» SHORT EXERCISE
Strip the pictures and reproduce the rest of the listing exactly.

» MATERIAL PROVIDED
★ ★ ★ ★
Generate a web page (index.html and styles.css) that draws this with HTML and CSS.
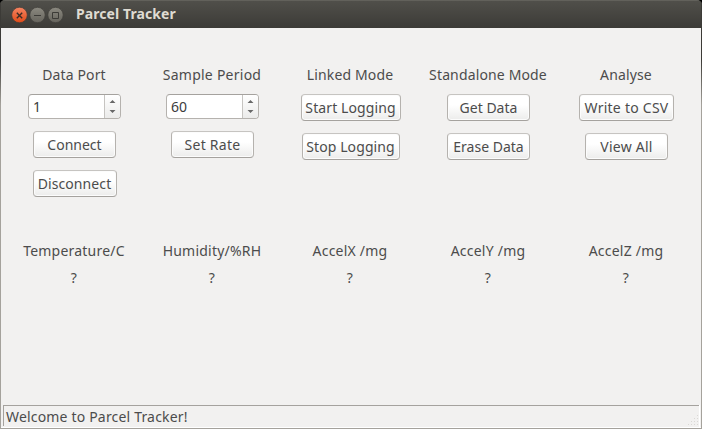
FILE: index.html
```html
<!DOCTYPE html>
<html lang="en">
<head>
<meta charset="utf-8">
<title>Parcel Tracker</title>
<link rel="stylesheet" href="styles.css">
</head>
<body>
<div class="window">
  <header class="titlebar">
    <svg class="controls" width="54" height="18" viewBox="0 0 54 18">
      <defs>
        <linearGradient id="close" x1="0" y1="0" x2="0" y2="1"><stop offset="0" stop-color="#f58563"/><stop offset="1" stop-color="#df4a17"/></linearGradient>
        <linearGradient id="plain" x1="0" y1="0" x2="0" y2="1"><stop offset="0" stop-color="#8b8980"/><stop offset="1" stop-color="#65635c"/></linearGradient>
      </defs>
      <g stroke="#3f3e39" stroke-width=".7">
        <circle cx="8.5" cy="9" r="7.8" fill="url(#close)"/>
        <circle cx="26.5" cy="9" r="7.7" fill="url(#plain)"/>
        <circle cx="44.5" cy="9" r="7.7" fill="url(#plain)"/>
      </g>
      <g fill="none" stroke="#3b2c25" stroke-width="1.4">
        <path d="M5.8 6.8l5.4 5.4M11.2 6.8l-5.4 5.4"/>
        <path d="M23 9.5h7M41.5 6.5h6v6h-6z" stroke="#3c3b37" stroke-width="1"/>
      </g>
    </svg>
    <h1>Parcel Tracker</h1>
  </header>
  <main>
    <div class="columns controls-grid">
      <section><h2>Data Port</h2>
        <div class="spin"><span>1</span><i><svg width="15" height="23"><path d="M4.5 8L7.5 5l3 3zM4.5 15h6l-3 3z"/></svg></i></div>
        <button>Connect</button><button class="tight">Disconnect</button></section>
      <section><h2 class="period">Sample Period</h2>
        <div class="spin"><span>60</span><i><svg width="15" height="23"><path d="M4.5 8L7.5 5l3 3zM4.5 15h6l-3 3z"/></svg></i></div>
        <button class="loose">Set Rate</button></section>
      <section><h2>Linked Mode</h2>
        <button class="wide-start">Start Logging</button><button class="wide-stop">Stop Logging</button></section>
      <section><h2>Standalone Mode</h2>
        <button>Get Data</button><button>Erase Data</button></section>
      <section><h2>Analyse</h2>
        <button class="wide-csv">Write to CSV</button><button class="loose">View All</button></section>
    </div>
    <div class="columns readings">
      <div><span>Temperature/C</span><span>?</span></div>
      <div><span>Humidity/%RH</span><span>?</span></div>
      <div><span>AccelX /mg</span><span>?</span></div>
      <div><span>AccelY /mg</span><span>?</span></div>
      <div><span>AccelZ /mg</span><span>?</span></div>
    </div>
  </main>
  <footer><span>Welcome to Parcel Tracker!</span>
    <svg width="12" height="12" fill="#dad8d5"><path d="M9 0h1v1H9zM6 3h1v1H6zM9 3h1v1H9zM3 6h1v1H3zM6 6h1v1H6zM9 6h1v1H9zM0 9h1v1H0zM3 9h1v1H3zM6 9h1v1H6zM9 9h1v1H9z"/></svg>
  </footer>
</div>
</body>
</html>
```
FILE: styles.css
```css
* { box-sizing: border-box; }
body { margin: 0; background: #000; color: #4c4c4c; font: 14px/20px "Noto Sans", sans-serif; white-space: nowrap; }
.window { width: 702px; height: 429px; display: flex; flex-direction: column; overflow: hidden; border-radius: 5px 5px 0 0; background: linear-gradient(#3c3b37 60px, #a5a29c 105px); }
.titlebar { height: 28px; flex: none; display: flex; align-items: center; padding-left: 11px; background: linear-gradient(#504f4a, #3c3b37); border-top: 1px solid #62615b; box-shadow: inset 1px 0 #3c3b37, inset -1px 0 #3c3b37; }
.controls { margin-right: 11px; }
h1 { margin: -2px 0 0; font-size: 14px; line-height: 20px; font-weight: 700; color: #dfdbd2; letter-spacing: 0.08px; }
main { margin: 0 1px; flex: 1; background: #f2f1f0; padding: 37px 5px 0 4px; }
.columns { display: grid; grid-template-columns: repeat(5, 138px); }
.controls-grid { height: 176px; }
section { display: flex; flex-direction: column; align-items: center; gap: 12px; padding-left: 1px; }
h2 { margin: 0 1px -3px 0; font-size: 14px; line-height: 20px; font-weight: 400; letter-spacing: 0.14px; }
.period { letter-spacing: 0.25px; }
button { font: inherit; color: inherit; height: 27px; width: 83px; padding: 0; border: 1px solid #b5b2ae; border-top-color: #c6c4c1; border-bottom-color: #a5a29e; border-radius: 4px; background: linear-gradient(#fff 40%, #ececeb); box-shadow: inset 0 0 0 1px #fcfcfc; }
.tight { width: 84px; letter-spacing: 0.1px; }
.loose { letter-spacing: 0.25px; }
.spin { width: 93px; height: 25px; display: flex; border: 1px solid #b5b2ae; border-top-color: #a5a29e; border-radius: 4px; background: #fff; overflow: hidden; color: #3c3c3c; }
.spin span { flex: 1; padding: 2px 0 0 4px; }
.spin i { width: 16px; border-left: 1px solid #c6c4c1; background: linear-gradient(#fff, #ebebea); }
svg { display: block; }
.spin svg { fill: #686868; }
.readings div { display: flex; flex-direction: column; align-items: center; gap: 7px; letter-spacing: 0.22px; }
.wide-start { width: 100px; letter-spacing: 0.1px; }
.wide-stop { width: 98px; letter-spacing: 0.1px; }
.wide-csv { width: 95px; letter-spacing: 0.25px; }
footer { height: 23px; flex: none; margin: 0 1px 1px; padding: 0 1px 1px 2px; display: flex; justify-content: space-between; align-items: flex-end; box-shadow: inset 0 -1px #fff; letter-spacing: 0.18px; }
footer { background: linear-gradient(#a5a29e, #a5a29e) 2px 0 / 696px 1px no-repeat, linear-gradient(#a5a29e, #a5a29e) 2px 0 / 1px 21px no-repeat, linear-gradient(#fff, #fff) 698px 0 / 1px 22px no-repeat, #f2f1f0; }
footer span { padding: 0 0 0 3px; }
```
★ ★ ★ ★
» FINAL RESULT
Generate a web page (index.html and styles.css) that draws this with HTML and CSS.
FILE: index.html
```html
<!DOCTYPE html>
<html lang="en">
<head>
<meta charset="utf-8">
<title>Parcel Tracker</title>
<link rel="stylesheet" href="styles.css">
</head>
<body>
<div class="window">
  <header class="titlebar">
    <svg class="controls" width="54" height="18" viewBox="0 0 54 18">
      <defs>
        <linearGradient id="close" x1="0" y1="0" x2="0" y2="1"><stop offset="0" stop-color="#f58563"/><stop offset="1" stop-color="#df4a17"/></linearGradient>
        <linearGradient id="plain" x1="0" y1="0" x2="0" y2="1"><stop offset="0" stop-color="#8b8980"/><stop offset="1" stop-color="#65635c"/></linearGradient>
      </defs>
      <g stroke="#3f3e39" stroke-width=".7">
        <circle cx="8.5" cy="9" r="7.8" fill="url(#close)"/>
        <circle cx="26.5" cy="9" r="7.7" fill="url(#plain)"/>
        <circle cx="44.5" cy="9" r="7.7" fill="url(#plain)"/>
      </g>
      <g fill="none" stroke="#3b2c25" stroke-width="1.4">
        <path d="M5.8 6.8l5.4 5.4M11.2 6.8l-5.4 5.4"/>
        <path d="M23 9.5h7M41.5 6.5h6v6h-6z" stroke="#3c3b37" stroke-width="1"/>
      </g>
    </svg>
    <h1>Parcel Tracker</h1>
  </header>
  <main>
    <div class="columns controls-grid">
      <section><h2>Data Port</h2>
        <div class="spin"><span>1</span><i><svg width="15" height="23"><path d="M4.5 8L7.5 5l3 3zM4.5 15h6l-3 3z"/></svg></i></div>
        <button>Connect</button><button class="tight">Disconnect</button></section>
      <section><h2 class="period">Sample Period</h2>
        <div class="spin"><span>60</span><i><svg width="15" height="23"><path d="M4.5 8L7.5 5l3 3zM4.5 15h6l-3 3z"/></svg></i></div>
        <button class="loose">Set Rate</button></section>
      <section><h2>Linked Mode</h2>
        <button class="wide-start">Start Logging</button><button class="wide-stop">Stop Logging</button></section>
      <section><h2>Standalone Mode</h2>
        <button>Get Data</button><button>Erase Data</button></section>
      <section><h2>Analyse</h2>
        <button class="wide-csv">Write to CSV</button><button class="loose">View All</button></section>
    </div>
    <div class="columns readings">
      <div><span>Temperature/C</span><span>?</span></div>
      <div><span>Humidity/%RH</span><span>?</span></div>
      <div><span>AccelX /mg</span><span>?</span></div>
      <div><span>AccelY /mg</span><span>?</span></div>
      <div><span>AccelZ /mg</span><span>?</span></div>
    </div>
  </main>
  <footer><span>Welcome to Parcel Tracker!</span>
    <svg width="12" height="12" fill="#dad8d5"><path d="M9 0h1v1H9zM6 3h1v1H6zM9 3h1v1H9zM3 6h1v1H3zM6 6h1v1H6zM9 6h1v1H9zM0 9h1v1H0zM3 9h1v1H3zM6 9h1v1H6zM9 9h1v1H9z"/></svg>
  </footer>
</div>
</body>
</html>
```
FILE: styles.css
```css
* { box-sizing: border-box; }
body { margin: 0; background: #000; color: #4c4c4c; font: 14px/20px "Noto Sans", sans-serif; white-space: nowrap; }
.window { width: 702px; height: 429px; display: flex; flex-direction: column; overflow: hidden; border-radius: 5px 5px 0 0; background: linear-gradient(#3c3b37 60px, #a5a29c 105px); }
.titlebar { height: 28px; flex: none; display: flex; align-items: center; padding-left: 11px; background: linear-gradient(#504f4a, #3c3b37); border-top: 1px solid #62615b; box-shadow: inset 1px 0 #3c3b37, inset -1px 0 #3c3b37; }
.controls { margin-right: 11px; }
h1 { margin: -2px 0 0; font-size: 14px; line-height: 20px; font-weight: 700; color: #dfdbd2; letter-spacing: 0.08px; }
main { margin: 0 1px; flex: 1; background: #f2f1f0; padding: 37px 5px 0 4px; }
.columns { display: grid; grid-template-columns: repeat(5, 138px); }
.controls-grid { height: 176px; }
section { display: flex; flex-direction: column; align-items: center; gap: 12px; padding-left: 1px; }
h2 { margin: 0 1px -3px 0; font-size: 14px; line-height: 20px; font-weight: 400; letter-spacing: 0.14px; }
.period { letter-spacing: 0.25px; }
button { font: inherit; color: inherit; height: 27px; width: 83px; padding: 0; border: 1px solid #b5b2ae; border-top-color: #c6c4c1; border-bottom-color: #a5a29e; border-radius: 4px; background: linear-gradient(#fff 40%, #ececeb); box-shadow: inset 0 0 0 1px #fcfcfc; }
.tight { width: 84px; letter-spacing: 0.1px; }
.loose { letter-spacing: 0.25px; }
.spin { width: 93px; height: 25px; display: flex; border: 1px solid #b5b2ae; border-top-color: #a5a29e; border-radius: 4px; background: #fff; overflow: hidden; color: #3c3c3c; }
.spin span { flex: 1; padding: 2px 0 0 4px; }
.spin i { width: 16px; border-left: 1px solid #c6c4c1; background: linear-gradient(#fff, #ebebea); }
svg { display: block; }
.spin svg { fill: #686868; }
.readings div { display: flex; flex-direction: column; align-items: center; gap: 7px; letter-spacing: 0.22px; }
.wide-start { width: 100px; letter-spacing: 0.1px; }
.wide-stop { width: 98px; letter-spacing: 0.1px; }
.wide-csv { width: 95px; letter-spacing: 0.25px; }
footer { height: 23px; flex: none; margin: 0 1px 1px; padding: 0 1px 1px 2px; display: flex; justify-content: space-between; align-items: flex-end; box-shadow: inset 0 -1px #fff; letter-spacing: 0.18px; }
footer { background: linear-gradient(#a5a29e, #a5a29e) 2px 0 / 696px 1px no-repeat, linear-gradient(#a5a29e, #a5a29e) 2px 0 / 1px 21px no-repeat, linear-gradient(#fff, #fff) 698px 0 / 1px 22px no-repeat, #f2f1f0; }
footer span { padding: 0 0 0 3px; }
```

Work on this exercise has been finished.